Craftwork; Jody Dole’s Chemical Romance

Last fall I got an e-mail and a few JPEG attachments from Jody Dole, a commercial and advertising photographer whose career adventures I’ve chronicled over the years in these and other pages. “I’ve been having a good time making 19th-century cyanotype look-alike images,” Jody wrote.

Turns out, Jody had been up to more than cyanotypes. He also had a collection of tintypes he wanted me to see. The common factor in both types was the presence of a digital element.

The color photo Jody used to start his exploration of cyanotype look-alikes. “I inverted this original in Photoshop, then adjusted hue and saturation.”
All Photos © 2008, Jody Dole, All Rights Reserved

Jody’s cyanotypes are exactly what he said: look-alikes. They are digital photos that mimic not the cyanotype process, but the result of the process. “I’d studied the actual cyanotype process for years,” Jody says, “and to me the most successful cyanotypes looked like they were positives inverted to become negatives. So one time when I was looking at a color photo I’d taken of glassware, I hit the invert button in Photoshop. Interesting effect—it reversed the tones and gave me a black background, and it looked sort of like a cyanotype. Then I went to the ‘adjust hue and saturation’ menu, hit the colorize button and adjusted the hue and saturation to my taste. And there it was, a cyanotype. Well, an image that mimicked a cyanotype.”

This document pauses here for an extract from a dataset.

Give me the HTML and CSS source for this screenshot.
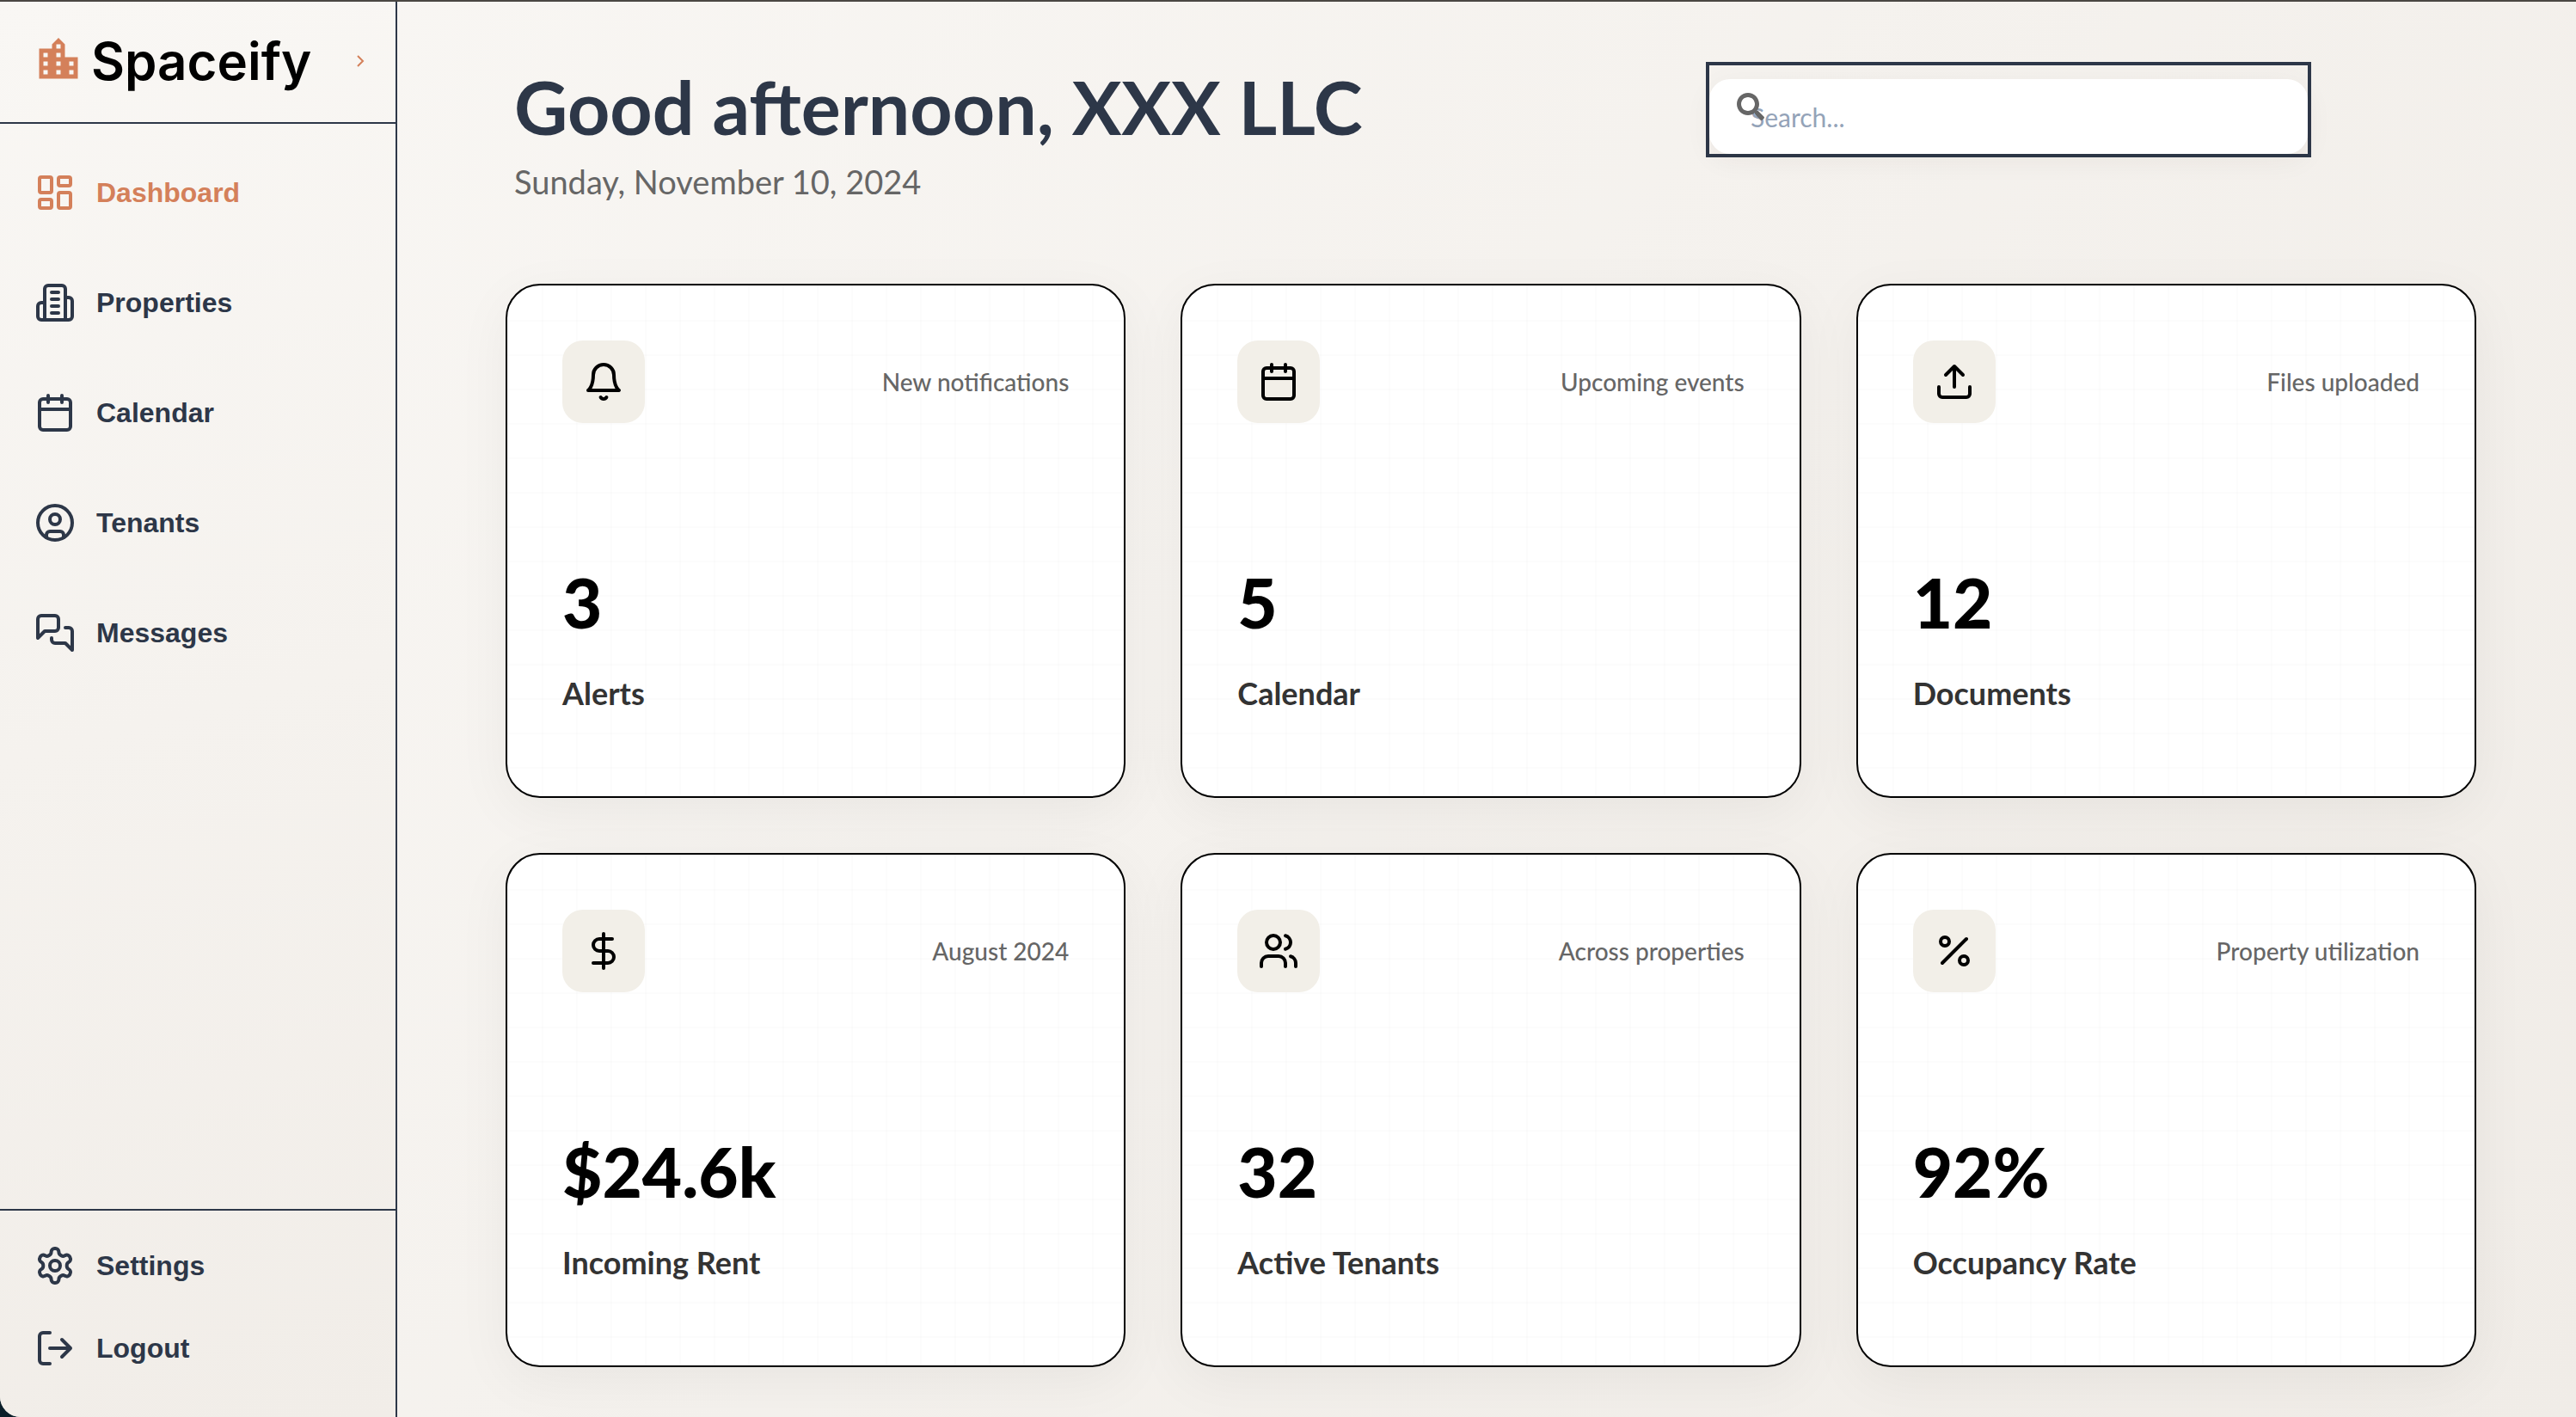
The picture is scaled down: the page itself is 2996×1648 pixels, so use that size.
FILE: index.html
```html
<!DOCTYPE html>
<html lang="en">
<head>
<meta charset="utf-8">
<meta name="viewport" content="width=device-width, initial-scale=1">
<title>Spaceify – Dashboard</title>
<link rel="stylesheet" href="styles.css">
</head>
<body>
<div class="app">
  <aside class="sidebar">
    <div class="brand">
      <svg class="brand-icon" viewBox="0 0 24 24" aria-hidden="true"><path d="M15 11V5l-3-3-3 3v2H3v14h18V11h-6zm-8 8H5v-2h2v2zm0-4H5v-2h2v2zm0-4H5V9h2v2zm6 8h-2v-2h2v2zm0-4h-2v-2h2v2zm0-4h-2V9h2v2zm0-4h-2V5h2v2zm6 12h-2v-2h2v2zm0-4h-2v-2h2v2z"/></svg>
      <span class="brand-name">Spaceify</span>
      <button class="collapse" type="button" aria-label="Toggle sidebar"><svg viewBox="0 0 10 16" aria-hidden="true"><path d="M2 2l6 6-6 6"/></svg></button>
    </div>
    <nav class="nav" aria-label="Main">
      <a class="nav-link active" href="#"><svg class="icon" viewBox="0 0 24 24" aria-hidden="true"><rect x="3" y="3" width="7" height="9" rx="1"/><rect x="14" y="3" width="7" height="5" rx="1"/><rect x="14" y="12" width="7" height="9" rx="1"/><rect x="3" y="16" width="7" height="5" rx="1"/></svg>Dashboard</a>
      <a class="nav-link" href="#"><svg class="icon" viewBox="0 0 24 24" aria-hidden="true"><path d="M6 22V4a2 2 0 0 1 2-2h8a2 2 0 0 1 2 2v18Z"/><path d="M6 12H4a2 2 0 0 0-2 2v6a2 2 0 0 0 2 2h2"/><path d="M18 9h2a2 2 0 0 1 2 2v9a2 2 0 0 1-2 2h-2"/><path d="M10 6h4M10 10h4M10 14h4M10 18h4"/></svg>Properties</a>
      <a class="nav-link" href="#"><svg class="icon" viewBox="0 0 24 24" aria-hidden="true"><path d="M8 2v4M16 2v4"/><rect x="3" y="4" width="18" height="18" rx="2"/><path d="M3 10h18"/></svg>Calendar</a>
      <a class="nav-link" href="#"><svg class="icon" viewBox="0 0 24 24" aria-hidden="true"><circle cx="12" cy="12" r="10"/><circle cx="12" cy="10" r="3"/><path d="M7 20.662V19a2 2 0 0 1 2-2h6a2 2 0 0 1 2 2v1.662"/></svg>Tenants</a>
      <a class="nav-link" href="#"><svg class="icon" viewBox="0 0 24 24" aria-hidden="true"><path d="M14 9a2 2 0 0 1-2 2H6l-4 4V4c0-1.1.9-2 2-2h8a2 2 0 0 1 2 2v5Z"/><path d="M18 9h2a2 2 0 0 1 2 2v11l-4-4h-6a2 2 0 0 1-2-2v-1"/></svg>Messages</a>
    </nav>
    <nav class="nav-footer" aria-label="Account">
      <a class="nav-link" href="#"><svg class="icon" viewBox="0 0 24 24" aria-hidden="true"><path d="M12.22 2h-.44a2 2 0 0 0-2 2v.18a2 2 0 0 1-1 1.73l-.43.25a2 2 0 0 1-2 0l-.15-.08a2 2 0 0 0-2.73.73l-.22.38a2 2 0 0 0 .73 2.73l.15.1a2 2 0 0 1 1 1.72v.51a2 2 0 0 1-1 1.74l-.15.09a2 2 0 0 0-.73 2.73l.22.38a2 2 0 0 0 2.73.73l.15-.08a2 2 0 0 1 2 0l.43.25a2 2 0 0 1 1 1.73V20a2 2 0 0 0 2 2h.44a2 2 0 0 0 2-2v-.18a2 2 0 0 1 1-1.73l.43-.25a2 2 0 0 1 2 0l.15.08a2 2 0 0 0 2.73-.73l.22-.39a2 2 0 0 0-.73-2.73l-.15-.08a2 2 0 0 1-1-1.74v-.5a2 2 0 0 1 1-1.74l.15-.09a2 2 0 0 0 .73-2.73l-.22-.38a2 2 0 0 0-2.73-.73l-.15.08a2 2 0 0 1-2 0l-.43-.25a2 2 0 0 1-1-1.73V4a2 2 0 0 0-2-2z"/><circle cx="12" cy="12" r="3"/></svg>Settings</a>
      <a class="nav-link" href="#"><svg class="icon" viewBox="0 0 24 24" aria-hidden="true"><path d="M9 21H5a2 2 0 0 1-2-2V5a2 2 0 0 1 2-2h4"/><path d="M16 17l5-5-5-5M21 12H9"/></svg>Logout</a>
    </nav>
  </aside>

  <main class="main">
    <header class="page-head">
      <div class="greeting">
        <h1 class="title">Good afternoon, XXX LLC</h1>
        <p class="date">Sunday, November 10, 2024</p>
      </div>
      <form class="search" role="search">
        <input class="search-input" type="search" placeholder="Search..." aria-label="Search">
        <svg class="search-icon" viewBox="0 0 512 512" aria-hidden="true"><path d="M505 442.7L405.3 343c-4.5-4.5-10.6-7-17-7H372c27.6-35.3 44-79.7 44-128C416 93.1 322.9 0 208 0S0 93.1 0 208s93.1 208 208 208c48.3 0 92.7-16.4 128-44v16.3c0 6.4 2.5 12.5 7 17l99.7 99.7c9.4 9.4 24.6 9.4 33.9 0l28.3-28.3c9.4-9.4 9.4-24.6.1-34zM208 336c-70.7 0-128-57.2-128-128 0-70.7 57.2-128 128-128 70.7 0 128 57.2 128 128 0 70.7-57.2 128-128 128z"/></svg>
      </form>
    </header>

    <section class="cards" aria-label="Overview">
      <article class="card">
        <div class="card-head"><span class="card-icon"><svg class="icon" viewBox="0 0 24 24" aria-hidden="true"><path d="M6 8a6 6 0 0 1 12 0c0 7 3 9 3 9H3s3-2 3-9"/><path d="M10.3 21a1.94 1.94 0 0 0 3.4 0"/></svg></span><span class="card-meta">New notifications</span></div>
        <div class="card-body"><p class="card-value">3</p><h2 class="card-label">Alerts</h2></div>
      </article>
      <article class="card">
        <div class="card-head"><span class="card-icon"><svg class="icon" viewBox="0 0 24 24" aria-hidden="true"><path d="M8 2v4M16 2v4"/><rect x="3" y="4" width="18" height="18" rx="2"/><path d="M3 10h18"/></svg></span><span class="card-meta">Upcoming events</span></div>
        <div class="card-body"><p class="card-value">5</p><h2 class="card-label">Calendar</h2></div>
      </article>
      <article class="card">
        <div class="card-head"><span class="card-icon"><svg class="icon" viewBox="0 0 24 24" aria-hidden="true"><path d="M21 15v4a2 2 0 0 1-2 2H5a2 2 0 0 1-2-2v-4"/><path d="M17 8l-5-5-5 5M12 3v12"/></svg></span><span class="card-meta">Files uploaded</span></div>
        <div class="card-body"><p class="card-value">12</p><h2 class="card-label">Documents</h2></div>
      </article>
      <article class="card">
        <div class="card-head"><span class="card-icon"><svg class="icon" viewBox="0 0 24 24" aria-hidden="true"><path d="M12 2v20"/><path d="M17 5H9.500a3.500 3.500 0 0 0 0 7h5a3.500 3.500 0 0 1 0 7H6"/></svg></span><span class="card-meta">August 2024</span></div>
        <div class="card-body"><p class="card-value">$24.6k</p><h2 class="card-label">Incoming Rent</h2></div>
      </article>
      <article class="card">
        <div class="card-head"><span class="card-icon"><svg class="icon" viewBox="0 0 24 24" aria-hidden="true"><path d="M16 21v-2a4 4 0 0 0-4-4H6a4 4 0 0 0-4 4v2"/><circle cx="9" cy="7" r="4"/><path d="M22 21v-2a4 4 0 0 0-3-3.870"/><path d="M16 3.130a4 4 0 0 1 0 7.750"/></svg></span><span class="card-meta">Across properties</span></div>
        <div class="card-body"><p class="card-value">32</p><h2 class="card-label">Active Tenants</h2></div>
      </article>
      <article class="card">
        <div class="card-head"><span class="card-icon"><svg class="icon" viewBox="0 0 24 24" aria-hidden="true"><path d="M19 5L5 19"/><circle cx="6.500" cy="6.500" r="2.500"/><circle cx="17.500" cy="17.500" r="2.500"/></svg></span><span class="card-meta">Property utilization</span></div>
        <div class="card-body"><p class="card-value">92%</p><h2 class="card-label">Occupancy Rate</h2></div>
      </article>
    </section>
  </main>
</div>
</body>
</html>
```
FILE: styles.css
```css
:root {
  --navy: #2d3748;
  --accent: #d4805a;
  --muted: #666;
  --display: Lato, "Open Sans", sans-serif;
}

* { box-sizing: border-box; }

body {
  margin: 0;
  background: #0b1f2a;
  font-family: var(--display);
}

h1, h2, p { margin: 0; }

.app {
  display: flex;
  min-height: 100vh;
  border-top: 2px solid #4a4743;
  border-bottom-left-radius: 24px;
  overflow: hidden;
  background: linear-gradient(135deg, #f9f7f4 0%, #f0ece7 100%);
}

.icon {
  width: 48px;
  height: 48px;
  flex: none;
  fill: none;
  stroke: currentColor;
  stroke-width: 2;
  stroke-linecap: round;
  stroke-linejoin: round;
}

/* Sidebar */
.sidebar {
  display: flex;
  flex-direction: column;
  flex: none;
  width: 462px;
  border-right: 2px solid var(--navy);
  background: linear-gradient(165deg, #f9f7f4 0%, #f1ede8 100%);
}

.brand {
  display: flex;
  align-items: center;
  gap: 8px;
  height: 142px;
  padding: 0 28px 2px 38px;
  border-bottom: 2px solid var(--navy);
}

.brand-icon {
  width: 60px;
  height: 60px;
  margin-bottom: 4px;
  fill: var(--accent);
}

.brand-name {
  flex: 1;
  font-family: Inter, sans-serif;
  font-size: 60px;
  font-weight: 600;
  line-height: 72px;
  color: #000;
}

.collapse {
  display: flex;
  padding: 8px;
  border: 0;
  background: none;
}

.collapse svg {
  width: 10px;
  height: 16px;
  fill: none;
  stroke: var(--accent);
  stroke-width: 2;
}

.nav {
  display: flex;
  flex-direction: column;
  flex: 1;
  gap: 32px;
  padding: 32px 0;
}

.nav-footer {
  padding: 16px 0 32px;
  border-top: 2px solid var(--navy);
}

.nav-link {
  display: flex;
  align-items: center;
  gap: 24px;
  height: 96px;
  padding: 0 40px;
  font-family: "Liberation Sans", Arial, sans-serif;
  font-size: 32px;
  font-weight: 700;
  color: var(--navy);
  text-decoration: none;
}

.nav-link.active { color: var(--accent); }

/* Main column */
.main {
  flex: 1;
  min-width: 0;
  padding: 70px 116px 56px 126px;
}

.page-head {
  display: flex;
  justify-content: space-between;
  align-items: flex-start;
  margin-bottom: 84px;
  padding: 0 192px 0 10px;
}

.title {
  font-size: 86px;
  font-weight: 700;
  line-height: 104px;
  color: var(--navy);
}

.date {
  font-size: 38px;
  line-height: 70px;
  color: var(--muted);
}

.search {
  position: relative;
  width: 704px;
  padding-top: 16px;
  border: 4px solid var(--navy);
}

.search-input {
  display: block;
  width: 100%;
  height: 87px;
  padding: 0 48px;
  border: 0;
  border-radius: 24px;
  outline: 0;
  appearance: none;
  background: #fff;
  box-shadow: 0 8px 32px rgba(60, 30, 20, .05);
  font-family: var(--display);
  font-size: 30px;
  color: var(--navy);
}

.search-input::placeholder {
  color: #94a3b8;
  opacity: 1;
}

.search-icon {
  position: absolute;
  top: 32px;
  left: 32px;
  width: 32px;
  height: 32px;
  fill: var(--muted);
}

/* Stat cards */
.cards {
  display: grid;
  grid-template-columns: repeat(3, minmax(0, 1fr));
  gap: 64px;
}

.card {
  display: flex;
  flex-direction: column;
  justify-content: space-between;
  min-height: 598px;
  padding: 64px 64px 98px;
  border: 2px solid #000;
  border-radius: 40px;
  background:
    linear-gradient(rgba(0, 0, 0, .012) 2px, transparent 2px) 0 0 / 40px 40px,
    linear-gradient(90deg, rgba(0, 0, 0, .012) 2px, transparent 2px) 0 0 / 40px 40px,
    #fff;
  box-shadow: 0 16px 64px rgba(0, 0, 0, .05);
}

.card-head {
  display: flex;
  justify-content: space-between;
  align-items: center;
}

.card-icon {
  display: flex;
  padding: 24px;
  border-radius: 24px;
  background: #f2efe8;
  color: #000;
}

.card-meta {
  font-size: 28px;
  font-weight: 500;
  line-height: 36px;
  color: var(--muted);
}

.card-value {
  margin-bottom: 44px;
  font-family: "Lato Black", Lato, sans-serif;
  font-size: 80px;
  font-weight: 900;
  line-height: 80px;
  color: #000;
}

.card-label {
  font-size: 36px;
  font-weight: 700;
  line-height: 44px;
  color: #333;
}
```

Jody went on to make more look-alikes, and he discovered the photos that generally worked best were images that depicted clear subjects. “It’s subject driven,” he says of his experimentation, “and inverting a clear object results in a better-looking result.”

Snowflakes and ice crystals on a car window, shot from inside the car, got the Photoshop cyanotype treatment.

What Jody likes most about cyanotypes is that they “distill the objects down to their most basic forms; you really see the positive and negative space and all the shapes and patterns.”

The key for him is knowing what cyanotypes look like. “I really don’t like creating stuff in Photoshop for its own sake. I like to know what I’m working toward. I want the goal to be the emulation of something I know very well. It’s a question of motivation: how can I get in Photoshop something that resembles and pays homage to this great old process?”

A 1940s biplane takes off, and a digital camera captures movement a collodion-era camera couldn’t.

The tintypes, on the other hand, aren’t emulations; they’re the real thing—except for the origin of the image itself. In the days of wet plate cameras, long exposures prohibited moving subjects. With digital, you simply shoot what you like. In Jody’s case that might be racing sailboats or a plane taking off. Whatever his choice of subject, he captures it with his D3 and then sends it into the past.

“I take the color photo, re-size it to 4x5, convert it to black and white in Photoshop and output it onto Pictorico’s OHP [overhead projector] transparency film on my Epson 4880,” Jody says. “What I’ve made is a positive transparency. Then the funs starts. In the darkroom I put that positive transparency in my Omega D2V enlarger, which is fitted with a cold light head, and expose it onto a collodion plate.”

Trial and error plays a big part in choosing subjects. Got something transparent? Give it a try.